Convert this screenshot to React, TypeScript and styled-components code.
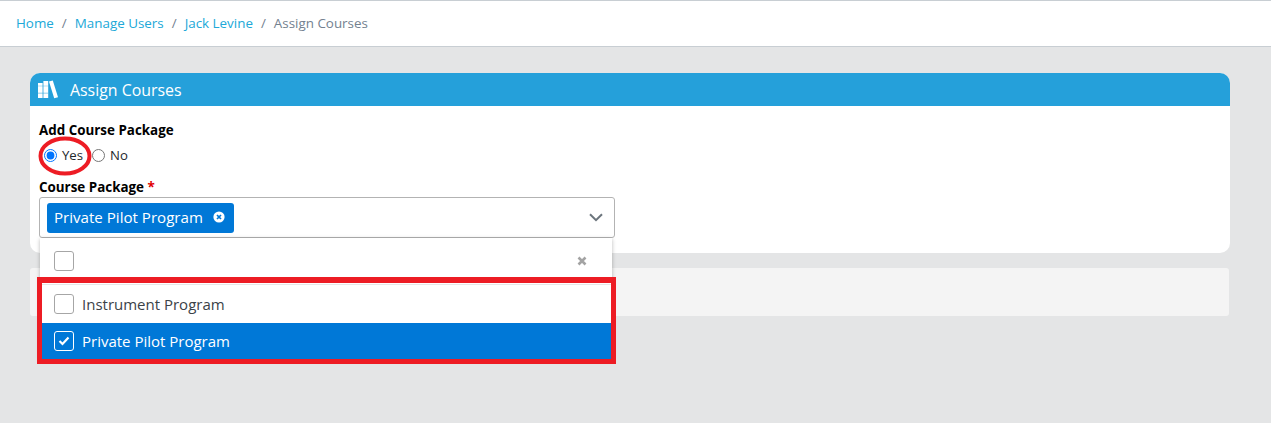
import React from "react";
import styled, { createGlobalStyle } from "styled-components";

const GlobalStyle = createGlobalStyle`
  html, body {
    margin: 0;
    padding: 0;
    background: #e4e5e6;
    font-family: "Open Sans", "Noto Sans", sans-serif;
  }
  * {
    box-sizing: border-box;
  }
`;

const Page = styled.div`
  position: relative;
  width: 1271px;
  height: 423px;
  overflow: hidden;
  background: #e4e5e6;
`;

const Breadcrumb = styled.nav`
  display: flex;
  align-items: center;
  height: 47px;
  padding: 0 16px 1px;
  background: #fff;
  border-top: 1px solid #c8ced3;
  border-bottom: 1px solid #c8ced3;
  font-size: 13.4px;
  color: #73818f;
`;

const Crumb = styled.a`
  color: #20a8d8;
`;

const Slash = styled.span`
  padding: 0 8px;
  color: #73818f;
`;

const Main = styled.main`
  padding: 26px 41px 0 30px;
`;

const Card = styled.section`
  height: 180px;
  background: #fff;
  border-radius: 10px;
`;

const CardHeader = styled.header`
  display: flex;
  align-items: center;
  gap: 10px;
  height: 33px;
  padding: 0 8px;
  background: #25a0da;
  border-radius: 10px 10px 0 0;
  color: #fff;
  font-size: 15.9px;
`;

const CardBody = styled.div`
  padding: 16px 9px 0;
`;

const Label = styled.div`
  height: 17px;
  font-size: 13.4px;
  line-height: 17px;
  font-weight: 700;
  color: #000;
`;

const Required = styled.span`
  color: #e00000;
`;

const RadioRow = styled.div`
  display: flex;
  align-items: center;
  gap: 9px;
  height: 22px;
  margin: 5px 0 13px 5px;
  font-size: 13.2px;
  color: #23282c;
`;

const RadioOption = styled.label`
  display: flex;
  align-items: center;
  gap: 5px;
`;

const Radio = styled.input`
  width: 13px;
  height: 13px;
  margin: 0;
`;

const SelectWrap = styled.div`
  position: relative;
  width: 576px;
  margin-top: 1px;
`;

const Control = styled.div`
  display: flex;
  align-items: center;
  justify-content: space-between;
  height: 41px;
  padding: 0 11px 0 7px;
  border: 1px solid #b3b3b3;
  border-radius: 3px;
  background: #fff;
`;

const Chip = styled.div`
  display: flex;
  align-items: center;
  gap: 10px;
  height: 30px;
  padding: 0 9px 2px 7px;
  background: #0078d7;
  border-radius: 3px;
  color: #fff;
  font-size: 15.1px;
`;

const Dropdown = styled.div`
  position: absolute;
  top: 41px;
  left: 1px;
  width: 572px;
  background: #fff;
  box-shadow: 0 1px 4px rgba(0, 0, 0, 0.28);
  font-size: 15px;
  color: #3b4248;
`;

const FilterRow = styled.div`
  display: flex;
  align-items: center;
  justify-content: space-between;
  height: 47px;
  padding: 0 25px 0 14px;
  border-bottom: 1px solid #e6e6e6;
`;

const Option = styled.div<{ $selected?: boolean }>`
  display: flex;
  align-items: center;
  gap: 8px;
  height: ${(p) => (p.$selected ? "36px" : "38px")};
  padding: 0 14px;
  background: ${(p) => (p.$selected ? "#0078d7" : "#fff")};
  color: ${(p) => (p.$selected ? "#fff" : "#3b4248")};
`;

const Box = styled.span<{ $selected?: boolean }>`
  display: flex;
  align-items: center;
  justify-content: center;
  width: 20px;
  height: 20px;
  border: 1px solid ${(p) => (p.$selected ? "#fff" : "#a6a6a6")};
  border-radius: 3px;
  background: ${(p) => (p.$selected ? "#0078d7" : "#fff")};
`;

const Footer = styled.div`
  height: 48px;
  width: 1199px;
  margin-top: 15px;
  background: #f4f4f4;
  border-radius: 3px;
`;

const RedRect = styled.div`
  position: absolute;
  left: 37px;
  top: 277px;
  width: 579px;
  height: 87px;
  border: 5px solid #ed1c24;
  border-top-width: 6px;
  pointer-events: none;
`;

const RedOval = styled.svg`
  position: absolute;
  left: 38px;
  top: 136px;
  pointer-events: none;
`;

const BooksIcon = () => (
  <svg width="22" height="20" viewBox="0 0 22 20" fill="#fff">
    <path d="M0 3h4.6v15H0zM5.4 1h4.8v17H5.4z" />
    <path d="M11 1.6l3.8-1 5.2 16.6-3.8 1.1z" />
    <path d="M0 12.6h10.2v1.4H0zM0 5.4h10.2v1H0z" fill="#25a0da" opacity="0.35" />
  </svg>
);

const RemoveIcon = () => (
  <svg width="12" height="12" viewBox="0 0 12 12">
    <circle cx="6" cy="6" r="5.6" fill="#fff" />
    <path d="M4 4l4 4M8 4l-4 4" stroke="#0078d7" strokeWidth="1.7" />
  </svg>
);

const Chevron = () => (
  <svg width="14" height="9" viewBox="0 0 14 9" fill="none">
    <path d="M1 1.2l6 6 6-6" stroke="#6c757d" strokeWidth="2" />
  </svg>
);

const ClearIcon = () => (
  <svg width="10" height="10" viewBox="0 0 10 10" fill="none">
    <path d="M1.5 1.5l7 7M8.5 1.5l-7 7" stroke="#a3a3a3" strokeWidth="2.6" />
  </svg>
);

const Tick = () => (
  <svg width="12" height="10" viewBox="0 0 12 10" fill="none">
    <path d="M1.5 5l3 3 6-6.4" stroke="#fff" strokeWidth="2.2" />
  </svg>
);

export default function App() {
  return (
    <Page>
      <GlobalStyle />
      <Breadcrumb>
        <Crumb>Home</Crumb>
        <Slash>/</Slash>
        <Crumb>Manage Users</Crumb>
        <Slash>/</Slash>
        <Crumb>Jack Levine</Crumb>
        <Slash>/</Slash>
        <span>Assign Courses</span>
      </Breadcrumb>
      <Main>
        <Card>
          <CardHeader>
            <BooksIcon />
            Assign Courses
          </CardHeader>
          <CardBody>
            <Label>Add Course Package</Label>
            <RadioRow>
              <RadioOption>
                <Radio type="radio" name="add" defaultChecked />
                Yes
              </RadioOption>
              <RadioOption>
                <Radio type="radio" name="add" />
                No
              </RadioOption>
            </RadioRow>
            <Label>
              Course Package <Required>*</Required>
            </Label>
            <SelectWrap>
              <Control>
                <Chip>
                  Private Pilot Program
                  <RemoveIcon />
                </Chip>
                <Chevron />
              </Control>
              <Dropdown>
                <FilterRow>
                  <Box />
                  <ClearIcon />
                </FilterRow>
                <Option>
                  <Box />
                  Instrument Program
                </Option>
                <Option $selected>
                  <Box $selected>
                    <Tick />
                  </Box>
                  Private Pilot Program
                </Option>
              </Dropdown>
            </SelectWrap>
          </CardBody>
        </Card>
        <Footer />
      </Main>
      <RedRect />
      <RedOval width="54" height="40" viewBox="0 0 54 40" fill="none">
        <ellipse cx="27" cy="20" rx="24.5" ry="17.5" stroke="#ed1c24" strokeWidth="4" />
      </RedOval>
    </Page>
  );
}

**Work to be completed:**
In this exercise, set down all of the data exactly, without the pictures.

**Finished exercise:**
Convert this screenshot to React, TypeScript and styled-components code.
import React from "react";
import styled, { createGlobalStyle } from "styled-components";

const GlobalStyle = createGlobalStyle`
  html, body {
    margin: 0;
    padding: 0;
    background: #e4e5e6;
    font-family: "Open Sans", "Noto Sans", sans-serif;
  }
  * {
    box-sizing: border-box;
  }
`;

const Page = styled.div`
  position: relative;
  width: 1271px;
  height: 423px;
  overflow: hidden;
  background: #e4e5e6;
`;

const Breadcrumb = styled.nav`
  display: flex;
  align-items: center;
  height: 47px;
  padding: 0 16px 1px;
  background: #fff;
  border-top: 1px solid #c8ced3;
  border-bottom: 1px solid #c8ced3;
  font-size: 13.4px;
  color: #73818f;
`;

const Crumb = styled.a`
  color: #20a8d8;
`;

const Slash = styled.span`
  padding: 0 8px;
  color: #73818f;
`;

const Main = styled.main`
  padding: 26px 41px 0 30px;
`;

const Card = styled.section`
  height: 180px;
  background: #fff;
  border-radius: 10px;
`;

const CardHeader = styled.header`
  display: flex;
  align-items: center;
  gap: 10px;
  height: 33px;
  padding: 0 8px;
  background: #25a0da;
  border-radius: 10px 10px 0 0;
  color: #fff;
  font-size: 15.9px;
`;

const CardBody = styled.div`
  padding: 16px 9px 0;
`;

const Label = styled.div`
  height: 17px;
  font-size: 13.4px;
  line-height: 17px;
  font-weight: 700;
  color: #000;
`;

const Required = styled.span`
  color: #e00000;
`;

const RadioRow = styled.div`
  display: flex;
  align-items: center;
  gap: 9px;
  height: 22px;
  margin: 5px 0 13px 5px;
  font-size: 13.2px;
  color: #23282c;
`;

const RadioOption = styled.label`
  display: flex;
  align-items: center;
  gap: 5px;
`;

const Radio = styled.input`
  width: 13px;
  height: 13px;
  margin: 0;
`;

const SelectWrap = styled.div`
  position: relative;
  width: 576px;
  margin-top: 1px;
`;

const Control = styled.div`
  display: flex;
  align-items: center;
  justify-content: space-between;
  height: 41px;
  padding: 0 11px 0 7px;
  border: 1px solid #b3b3b3;
  border-radius: 3px;
  background: #fff;
`;

const Chip = styled.div`
  display: flex;
  align-items: center;
  gap: 10px;
  height: 30px;
  padding: 0 9px 2px 7px;
  background: #0078d7;
  border-radius: 3px;
  color: #fff;
  font-size: 15.1px;
`;

const Dropdown = styled.div`
  position: absolute;
  top: 41px;
  left: 1px;
  width: 572px;
  background: #fff;
  box-shadow: 0 1px 4px rgba(0, 0, 0, 0.28);
  font-size: 15px;
  color: #3b4248;
`;

const FilterRow = styled.div`
  display: flex;
  align-items: center;
  justify-content: space-between;
  height: 47px;
  padding: 0 25px 0 14px;
  border-bottom: 1px solid #e6e6e6;
`;

const Option = styled.div<{ $selected?: boolean }>`
  display: flex;
  align-items: center;
  gap: 8px;
  height: ${(p) => (p.$selected ? "36px" : "38px")};
  padding: 0 14px;
  background: ${(p) => (p.$selected ? "#0078d7" : "#fff")};
  color: ${(p) => (p.$selected ? "#fff" : "#3b4248")};
`;

const Box = styled.span<{ $selected?: boolean }>`
  display: flex;
  align-items: center;
  justify-content: center;
  width: 20px;
  height: 20px;
  border: 1px solid ${(p) => (p.$selected ? "#fff" : "#a6a6a6")};
  border-radius: 3px;
  background: ${(p) => (p.$selected ? "#0078d7" : "#fff")};
`;

const Footer = styled.div`
  height: 48px;
  width: 1199px;
  margin-top: 15px;
  background: #f4f4f4;
  border-radius: 3px;
`;

const RedRect = styled.div`
  position: absolute;
  left: 37px;
  top: 277px;
  width: 579px;
  height: 87px;
  border: 5px solid #ed1c24;
  border-top-width: 6px;
  pointer-events: none;
`;

const RedOval = styled.svg`
  position: absolute;
  left: 38px;
  top: 136px;
  pointer-events: none;
`;

const BooksIcon = () => (
  <svg width="22" height="20" viewBox="0 0 22 20" fill="#fff">
    <path d="M0 3h4.6v15H0zM5.4 1h4.8v17H5.4z" />
    <path d="M11 1.6l3.8-1 5.2 16.6-3.8 1.1z" />
    <path d="M0 12.6h10.2v1.4H0zM0 5.4h10.2v1H0z" fill="#25a0da" opacity="0.35" />
  </svg>
);

const RemoveIcon = () => (
  <svg width="12" height="12" viewBox="0 0 12 12">
    <circle cx="6" cy="6" r="5.6" fill="#fff" />
    <path d="M4 4l4 4M8 4l-4 4" stroke="#0078d7" strokeWidth="1.7" />
  </svg>
);

const Chevron = () => (
  <svg width="14" height="9" viewBox="0 0 14 9" fill="none">
    <path d="M1 1.2l6 6 6-6" stroke="#6c757d" strokeWidth="2" />
  </svg>
);

const ClearIcon = () => (
  <svg width="10" height="10" viewBox="0 0 10 10" fill="none">
    <path d="M1.5 1.5l7 7M8.5 1.5l-7 7" stroke="#a3a3a3" strokeWidth="2.6" />
  </svg>
);

const Tick = () => (
  <svg width="12" height="10" viewBox="0 0 12 10" fill="none">
    <path d="M1.5 5l3 3 6-6.4" stroke="#fff" strokeWidth="2.2" />
  </svg>
);

export default function App() {
  return (
    <Page>
      <GlobalStyle />
      <Breadcrumb>
        <Crumb>Home</Crumb>
        <Slash>/</Slash>
        <Crumb>Manage Users</Crumb>
        <Slash>/</Slash>
        <Crumb>Jack Levine</Crumb>
        <Slash>/</Slash>
        <span>Assign Courses</span>
      </Breadcrumb>
      <Main>
        <Card>
          <CardHeader>
            <BooksIcon />
            Assign Courses
          </CardHeader>
          <CardBody>
            <Label>Add Course Package</Label>
            <RadioRow>
              <RadioOption>
                <Radio type="radio" name="add" defaultChecked />
                Yes
              </RadioOption>
              <RadioOption>
                <Radio type="radio" name="add" />
                No
              </RadioOption>
            </RadioRow>
            <Label>
              Course Package <Required>*</Required>
            </Label>
            <SelectWrap>
              <Control>
                <Chip>
                  Private Pilot Program
                  <RemoveIcon />
                </Chip>
                <Chevron />
              </Control>
              <Dropdown>
                <FilterRow>
                  <Box />
                  <ClearIcon />
                </FilterRow>
                <Option>
                  <Box />
                  Instrument Program
                </Option>
                <Option $selected>
                  <Box $selected>
                    <Tick />
                  </Box>
                  Private Pilot Program
                </Option>
              </Dropdown>
            </SelectWrap>
          </CardBody>
        </Card>
        <Footer />
      </Main>
      <RedRect />
      <RedOval width="54" height="40" viewBox="0 0 54 40" fill="none">
        <ellipse cx="27" cy="20" rx="24.5" ry="17.5" stroke="#ed1c24" strokeWidth="4" />
      </RedOval>
    </Page>
  );
}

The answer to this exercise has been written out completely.